WEG-Recht

Wodurch kann sich eine Anfechtungsklage in der Hauptsache erledigen?

Fallkonstellationen

Die Beschlussanfechtungsklage ist darauf gerichtet, den vom Kläger angegriffenen Beschluss entweder gerichtlich für ungültig erklären zu lassen oder dessen Nichtigkeit festzustellen. Vom Bundesgerichtshof (BGH) ist bereits wiederholt entschieden worden, dass der Vollzug des Beschlusses, also seine tatsächliche Durchführung, kein erledigendes Ereignis darstellt. Begründet wird dies damit, dass trotz der Beschlussdurchführung bzw. gerade deswegen Auswirkungen auf Folgeprozesse der Wohnungseigentümer untereinander, gegen den Verwalter oder gegen Dritte nicht sicher ausgeschlossen werden können.

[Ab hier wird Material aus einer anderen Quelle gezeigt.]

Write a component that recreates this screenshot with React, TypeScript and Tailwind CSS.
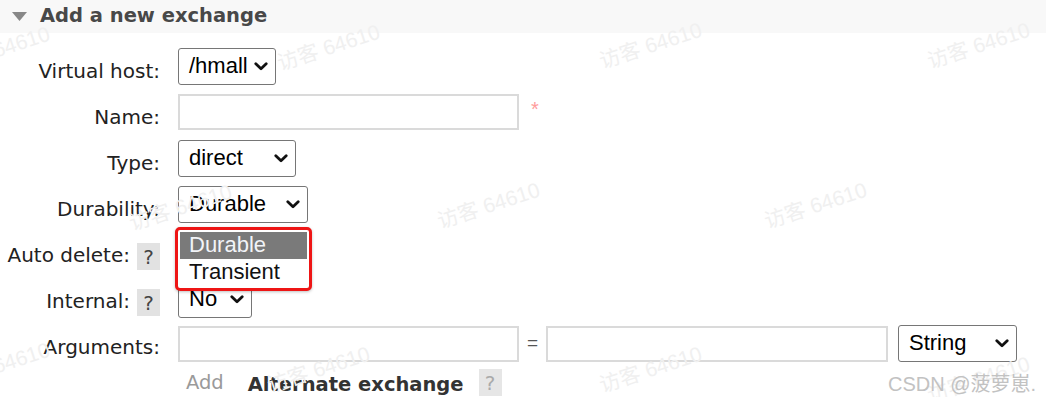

Daher müsse in der Sache selbst gerichtlich entschieden werden, ob der Beschluss bestehen bleibt oder gerichtlich kassiert werde (grundlegend BGH, 13.05.2011 – V ZR 202/10 Rn 16). Nur in den seltenen Fällen, in denen der Vollzug des Beschlusses und ein Erfolg der Anfechtungsklage den Eigentümern oder der Gemeinschaft keinen Nutzen mehr bringen könne und Auswirkungen der Beschlussanfechtung auf Folgeprozesse sicher auszuschließen seien, entfalle auf Klägerseite das Rechtsschutzinteresse an der Beschlussanfechtungsklage, so dass diese unzulässig wird und vom Kläger – wenn er den Prozessverlust (Klagabweisung) verhindern möchte – in der Hauptsache für erledigt zu erklären ist (BGH, 10.05.2012 – V ZB 242/11).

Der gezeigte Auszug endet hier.